Confidentiality: good practice in handling patient information
The main principles of this guidance
8
The advice in this guidance is underpinned by the following eight principles.3
- Use the minimum necessary personal information. Use anonymised information if it is practicable to do so and if it will serve the purpose.
- Manage and protect information. Make sure any personal information you hold or control is effectively protected at all times against improper access, disclosure or loss.
- Be aware of your responsibilities. Develop and maintain an understanding of information governance that is appropriate to your role.
- Comply with the law. Be satisfied that you are handling personal information lawfully.
- Share relevant information for direct care in line with the principles in this guidance unless the patient has objected.
- Ask for explicit consent to disclose identifiable information about patients for purposes other than their care or local clinical audit, unless the disclosure is required by law or can be justified in the public interest.

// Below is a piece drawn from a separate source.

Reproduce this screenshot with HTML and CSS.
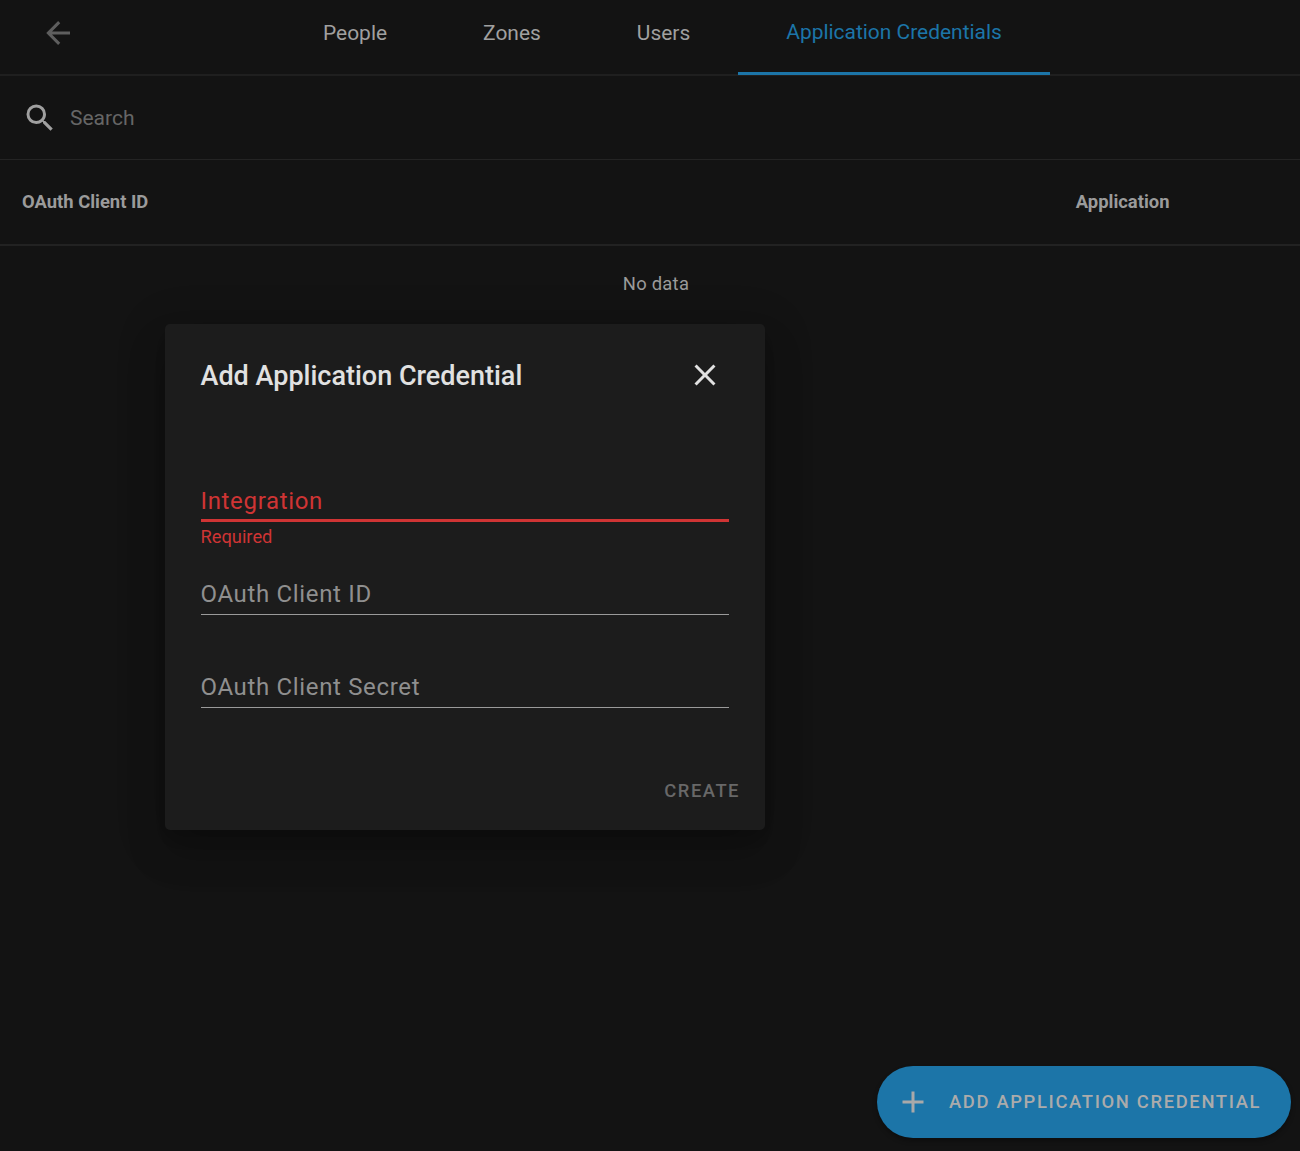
FILE: index.html
```html
<!DOCTYPE html>
<html lang="en">
<head>
<meta charset="utf-8">
<title>Application Credentials</title>
<link rel="stylesheet" href="styles.css">
</head>
<body>
<div class="page">
  <header class="topbar">
    <button class="back" aria-label="Back">
      <svg viewBox="0 0 24 24" width="36" height="36"><path d="M20 11v2H8l5.500 5.500-1.420 1.420L4.160 12l7.920-7.920L13.500 5.500 8 11h12z"/></svg>
    </button>
    <nav class="tabs">
      <a class="tab">People</a>
      <a class="tab">Zones</a>
      <a class="tab">Users</a>
      <a class="tab active">Application Credentials</a>
    </nav>
  </header>
  <div class="search">
    <svg viewBox="0 0 24 24" width="36" height="36"><path d="M9.500 3A6.500 6.500 0 0 1 16 9.500c0 1.610-.590 3.090-1.560 4.230l.270.270h.790l5 5-1.500 1.500-5-5v-.790l-.270-.270A6.516 6.516 0 0 1 9.500 16 6.500 6.500 0 0 1 3 9.500 6.500 6.500 0 0 1 9.500 3m0 2C7 5 5 7 5 9.500S7 14 9.500 14 14 12 14 9.500 12 5 9.500 5z"/></svg>
    <span class="search-text">Search</span>
  </div>
  <div class="thead">
    <span class="col-id">OAuth Client ID</span>
    <span class="col-app">Application</span>
  </div>
  <div class="nodata">No data</div>

  <section class="dialog">
    <div class="dialog-head">
      <h2>Add Application Credential</h2>
      <svg class="close" viewBox="0 0 24 24" width="36" height="36"><path d="M19 6.410 17.590 5 12 10.590 6.410 5 5 6.410 10.590 12 5 17.590 6.410 19 12 13.410 17.590 19 19 17.590 13.410 12 19 6.410z"/></svg>
    </div>
    <div class="field error">
      <div class="field-label">Integration</div>
      <div class="field-help">Required</div>
    </div>
    <div class="field">
      <div class="field-label">OAuth Client ID</div>
    </div>
    <div class="field">
      <div class="field-label">OAuth Client Secret</div>
    </div>
    <div class="dialog-actions"><span class="create">CREATE</span></div>
  </section>

  <button class="fab">
    <svg viewBox="0 0 24 24" width="36" height="36"><path d="M19 13h-6v6h-2v-6H5v-2h6V5h2v6h6v2z"/></svg>
    <span>ADD APPLICATION CREDENTIAL</span>
  </button>
</div>
</body>
</html>
```

FILE: styles.css
```css
* { box-sizing: border-box; }
html, body { margin: 0; padding: 0; height: 100%; }
body { background: #131313; font-family: Roboto, "Liberation Sans", sans-serif; overflow: hidden; }
.page { position: relative; width: 1300px; height: 1151px; background: #131313; color: #a0a0a0; }

.topbar { display: flex; height: 76px; border-bottom: 2px solid #1f1f1f; }
.back { width: 48px; height: 48px; margin: 9px 0 0 34px; padding: 0; background: none; border: 0; display: flex; align-items: center; justify-content: center; }
.back svg { fill: #5e5e5e; }
.tabs { display: flex; margin-left: 193px; height: 75px; }
.tab { display: block; padding: 20px 48px 0; font-size: 20.950px; line-height: 26px; color: #a0a0a0; height: 75px; }
.tab.active { color: #1c75a8; padding-top: 19px; border-bottom: 3px solid #1c75a8; }

.search { display: flex; align-items: center; height: 84px; padding-left: 22px; border-bottom: 1px solid #242424; }
.search svg { fill: #a0a0a0; flex: none; }
.search-text { margin-left: 12px; font-size: 21px; color: #666; }

.thead { display: flex; align-items: center; height: 86px; padding-bottom: 2px; border-bottom: 2px solid #222; font-size: 18.400px; font-weight: 700; color: #9b9b9b; }
.col-id { margin-left: 22px; }
.col-app { margin-left: auto; margin-right: 130.500px; }

.nodata { margin-top: 27px; text-align: center; font-size: 18.400px; letter-spacing: .25px; line-height: 22px; padding-left: 12px; color: #9b9b9b; }

.dialog { position: absolute; left: 165px; top: 324px; width: 600px; height: 506px; background: #1c1c1c; border-radius: 5px; box-shadow: 0 11px 15px -7px rgba(0,0,0,.2), 0 24px 38px 3px rgba(0,0,0,.14), 0 9px 46px 8px rgba(0,0,0,.12); padding: 0 36px; }
.dialog-head { display: flex; justify-content: space-between; align-items: center; height: 102px; }
.dialog-head h2 { margin: 1px 0 0 -.5px; font-size: 27px; font-weight: 500; line-height: 102px; color: #e1e1e1; }
.close { fill: #e1e1e1; margin-right: 6px; }

.field { height: 93px; }
.field-label { height: 54px; padding-top: 19px; border-bottom: 1px solid #9a9a9a; font-size: 24px; line-height: 28px; letter-spacing: .66px; color: #8f8f8f; margin-left: -.5px; }
.field.error { margin-top: 42px; }
.field.error .field-label { border-bottom: 3px solid #cf3434; color: #cf3434; }
.field-help { margin-top: 4px; font-size: 18.300px; line-height: 22px; color: #cf3434; margin-left: -.5px; }
.dialog-actions { position: absolute; right: 25px; bottom: 28px; }
.create { font-size: 18.400px; font-weight: 500; letter-spacing: 1.500px; color: #686868; line-height: 22px; }

.fab { position: absolute; left: 877px; top: 1066px; width: 414px; height: 72px; border: 0; border-radius: 36px; background: #1c75a8; color: #ababab; display: flex; align-items: center; padding: 0 0 2px 18px; font-family: inherit; box-shadow: 0 3px 5px rgba(0,0,0,.3); }
.fab svg { fill: #a9a9a9; flex: none; margin-top: 2px; }
.fab span { margin-left: 18px; font-size: 18.400px; font-weight: 500; letter-spacing: 1.650px; white-space: nowrap; }
```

- Tell patients about disclosures of personal information you make that they would not reasonably expect, or check they have received information about such disclosures, unless that is not practicable or would undermine the purpose of the disclosure. Keep a record of your decisions to disclose, or not to disclose, information.
- Support patients to access their information. Respect, and help patients exercise, their legal rights to be informed about how their information will be used and to have access to, or copies of, their health records.
3
These principles are aligned with the Caldicott principles for information governance within health and social care.